We will never get either of those as long as everything we can do in online markets is on commercial platforms where others provide all the means of engagement, all the terms and conditions, all the rules, all the privacy, all the prices, all the identities, all the definitions of loyalty, all the choices for everything.

Back in the physical world, we also have lots of retail and service giants who do all those things. But they don’t run the whole show, like they do online.  In the physical world, we still have natural marketplaces: main streets, crossroads, byways and other essentially open spaces where no one company owns the whole place and customers are free to browse, inform, identify themselves (or not), express loyalty, negotiate prices, form agreements, keep records, and not be tracked like marked animals.

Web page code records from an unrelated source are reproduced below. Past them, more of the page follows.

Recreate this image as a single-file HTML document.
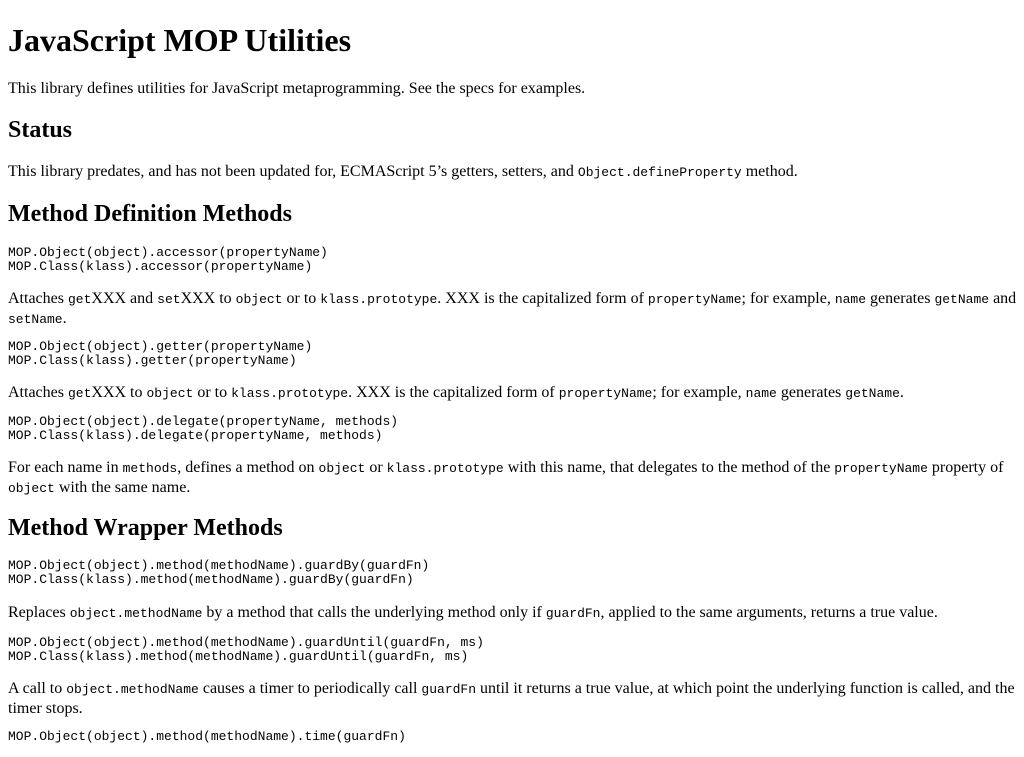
<!DOCTYPE html>
<html><head><meta charset="utf-8"><style>
body{margin:0;background:#fff;color:#000;font-family:"Liberation Serif",serif;font-size:16px;}
.b{position:absolute;left:8px;margin:0;white-space:nowrap}
p.b{line-height:19px;white-space:normal;width:1010px}
h1.b{font-size:32px;line-height:36px;font-weight:bold}
h2.b{font-size:24px;line-height:28px;font-weight:bold}
pre.b{font-family:"Liberation Mono",monospace;font-size:13px;line-height:13.5px;white-space:pre}
code{font-family:"Liberation Mono",monospace;font-size:13px}
</style></head><body>
<h1 class="b" style="top:22px">JavaScript MOP Utilities</h1>
<p class="b" style="top:79px">This library defines utilities for JavaScript metaprogramming. See the specs for examples.</p>
<h2 class="b" style="top:116px">Status</h2>
<p class="b" style="top:162px">This library predates, and has not been updated for, ECMAScript 5’s getters, setters, and <code>Object.defineProperty</code> method.</p>
<h2 class="b" style="top:200px">Method Definition Methods</h2>
<pre class="b" style="top:246px">MOP.Object(object).accessor(propertyName)
MOP.Class(klass).accessor(propertyName)</pre>
<p class="b" style="top:289px">Attaches <code>get</code>XXX and <code>set</code>XXX to <code>object</code> or to <code>klass.prototype</code>. XXX is the capitalized form of <code>propertyName</code>; for example, <code>name</code> generates <code>getName</code> and <code>setName</code>.</p>
<pre class="b" style="top:340px">MOP.Object(object).getter(propertyName)
MOP.Class(klass).getter(propertyName)</pre>
<p class="b" style="top:383px">Attaches <code>get</code>XXX to <code>object</code> or to <code>klass.prototype</code>. XXX is the capitalized form of <code>propertyName</code>; for example, <code>name</code> generates <code>getName</code>.</p>
<pre class="b" style="top:415px">MOP.Object(object).delegate(propertyName, methods)
MOP.Class(klass).delegate(propertyName, methods)</pre>
<p class="b" style="top:458px">For each name in <code>methods</code>, defines a method on <code>object</code> or <code>klass.prototype</code> with this name, that delegates to the method of the <code>propertyName</code> property of <code>object</code> with the same name.</p>
<h2 class="b" style="top:514px">Method Wrapper Methods</h2>
<pre class="b" style="top:559px">MOP.Object(object).method(methodName).guardBy(guardFn)
MOP.Class(klass).method(methodName).guardBy(guardFn)</pre>
<p class="b" style="top:603px">Replaces <code>object.methodName</code> by a method that calls the underlying method only if <code>guardFn</code>, applied to the same arguments, returns a true value.</p>
<pre class="b" style="top:636px">MOP.Object(object).method(methodName).guardUntil(guardFn, ms)
MOP.Class(klass).method(methodName).guardUntil(guardFn, ms)</pre>
<p class="b" style="top:679px">A call to <code>object.methodName</code> causes a timer to periodically call <code>guardFn</code> until it returns a true value, at which point the underlying function is called, and the timer stops.</p>
<pre class="b" style="top:730px">MOP.Object(object).method(methodName).time(guardFn)</pre>
</body></html>
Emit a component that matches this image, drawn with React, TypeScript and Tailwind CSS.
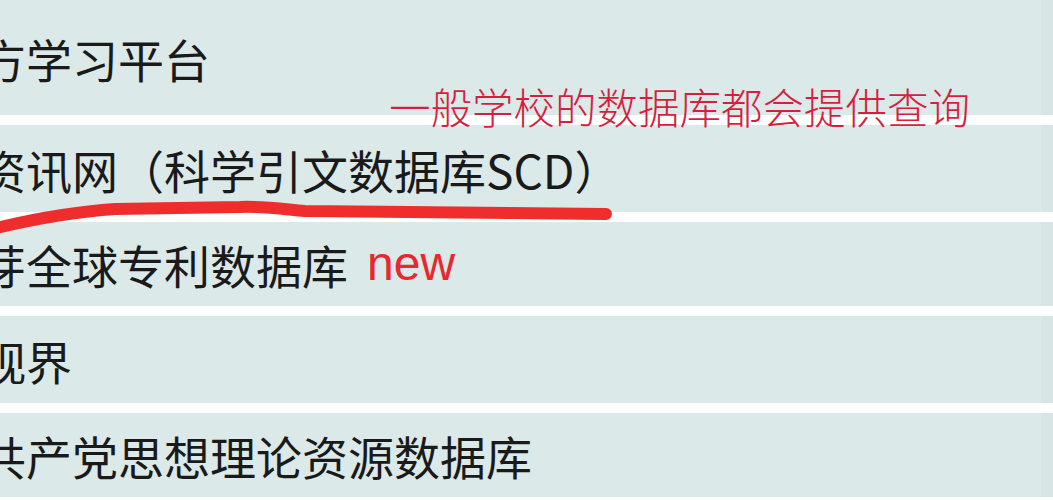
import React from 'react';

interface Entry {
  id: number;
  name: string;
  height: string;
  isNew?: boolean;
}

const entries: Entry[] = [
  { id: 1, name: '方学习平台', height: 'h-[115px]' },
  { id: 2, name: '资讯网（科学引文数据库SCD）', height: 'h-[87px]' },
  { id: 3, name: '芽全球专利数据库', height: 'h-[84px]', isNew: true },
  { id: 4, name: '视界', height: 'h-[87px]' },
  { id: 5, name: '共产党思想理论资源数据库', height: 'h-[84px]' },
];

const App: React.FC = () => {
  return (
    <div className="relative w-[1053px] h-[500px] overflow-hidden bg-white">
      <ul className="flex flex-col gap-[10px]">
        {entries.map((entry) => (
          <li key={entry.id} className={`${entry.height} flex items-center bg-[#dce9e9] overflow-hidden`}>
            <div className="flex-grow flex items-center -ml-[20px] whitespace-nowrap">
              <span className="font-['Noto_Sans_CJK_SC','Noto_Sans',sans-serif] text-[46px] leading-none text-[#1a1a1a]">
                {entry.name}
              </span>
              {entry.isNew && (
                <span className="ml-[19px] font-['Liberation_Sans',Arial,sans-serif] text-[48px] leading-none text-[#e8282e]">
                  new
                </span>
              )}
            </div>
            <div className="w-[12px] h-full bg-[#d8e5e5] flex-shrink-0" />
          </li>
        ))}
      </ul>

      {/* annotation overlay */}
      <p className="absolute left-[389px] top-[86px] font-['Noto_Sans_CJK_SC',sans-serif] font-light text-[41.5px] leading-none text-[#d61e3e] whitespace-nowrap">
        一般学校的数据库都会提供查询
      </p>
      <svg className="absolute inset-0 pointer-events-none" width="1053" height="500" viewBox="0 0 1053 500">
        <path
          d="M-4 228 C 30 220, 70 212, 115 209 L 240 207 C 262 206, 282 209, 305 211 L 606 214"
          fill="none"
          stroke="#ef2d2d"
          strokeWidth="12"
          strokeLinecap="round"
          strokeLinejoin="round"
        />
      </svg>
    </div>
  );
};

export default App;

It’s time for online markets to work like natural ones do offline: markets where we are independent and operate as free agents without fear of surveillance or unwanted controls by others.

When we have those online, they will comprise a new category of commerce. Our name for that category is i-commerce. It works with the first person singular pronoun (I), with indendence, with a lower-case i that looks like a person, and with our long-standing expectation that an intention economy will eventually develop.

It’s also what we expect the Intention Byway to bring into the world, starting with geographical and topical communities, each a commons of customers—and of companies ready to engage with independent customers.